狂狷的伊斯兰世界安静的主流-阿亚图拉西斯塔尼,
阿拉伯世界给我们一个印象,不是产生嗜血狂人,例如卡扎菲、萨达姆,就是嗜血成性的伊斯兰原教旨主义者:ISIS的巴格达迪,基地组织的本拉登,塔利班的奥哈姆等等,可以曝出一窜令人毛骨悚然,止咳骇童的名字,似乎在伊斯兰世界就没有一个理性、温和的领袖。
就是那些在金钱背后掌握着中东石油帝国的酋长,也一个个嗜权如命,从来没有一丝现代政治概念;好不容易在伊斯兰世界产生了一个世俗的政权土耳其,有着现代民主国家的架构,又经不起伊斯兰教的冲击,一个未来的伊斯兰君王埃尔多安冉冉升起。
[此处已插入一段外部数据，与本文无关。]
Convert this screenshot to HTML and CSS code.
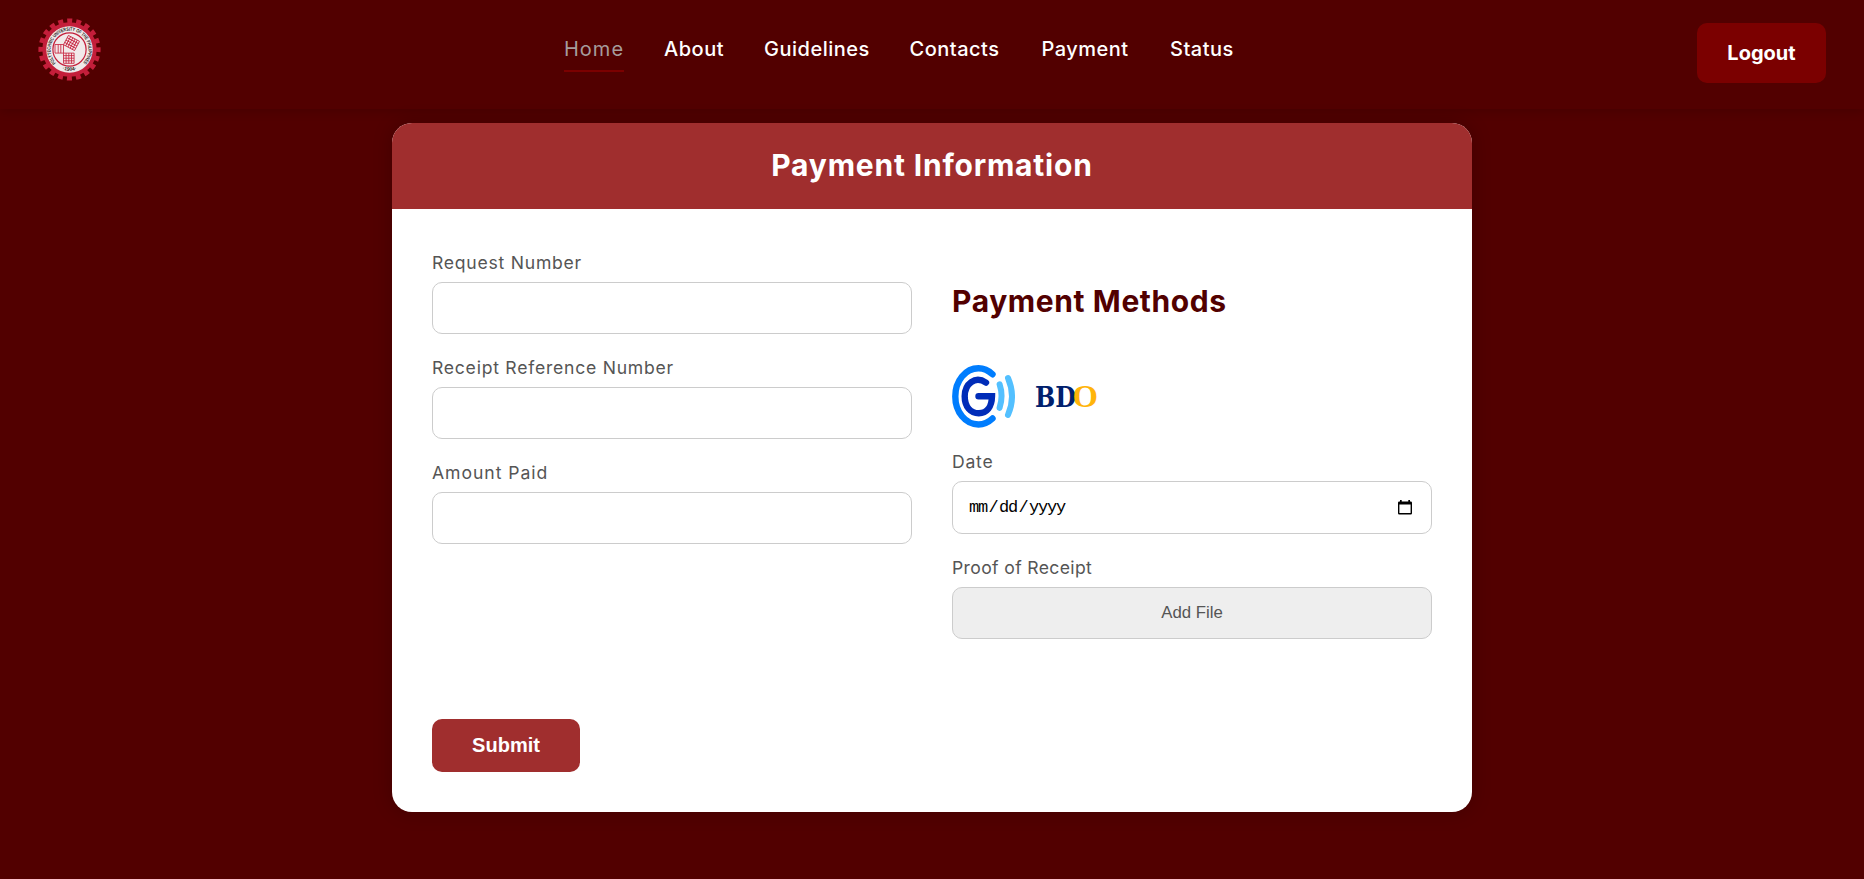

伊斯兰世界怎么了?为什么人类文明发展到二十一世纪,他们不是在前进,反而隐隐地在后退呢?
当然所有喧嚣在表面的都是浮尘,这个世界并不是媒体呈现给我们的真像。因为媒体主要在吸引眼球,自然会捕捉那些骇人惊世的新闻,而没有关注那些在浪涛之下的主流。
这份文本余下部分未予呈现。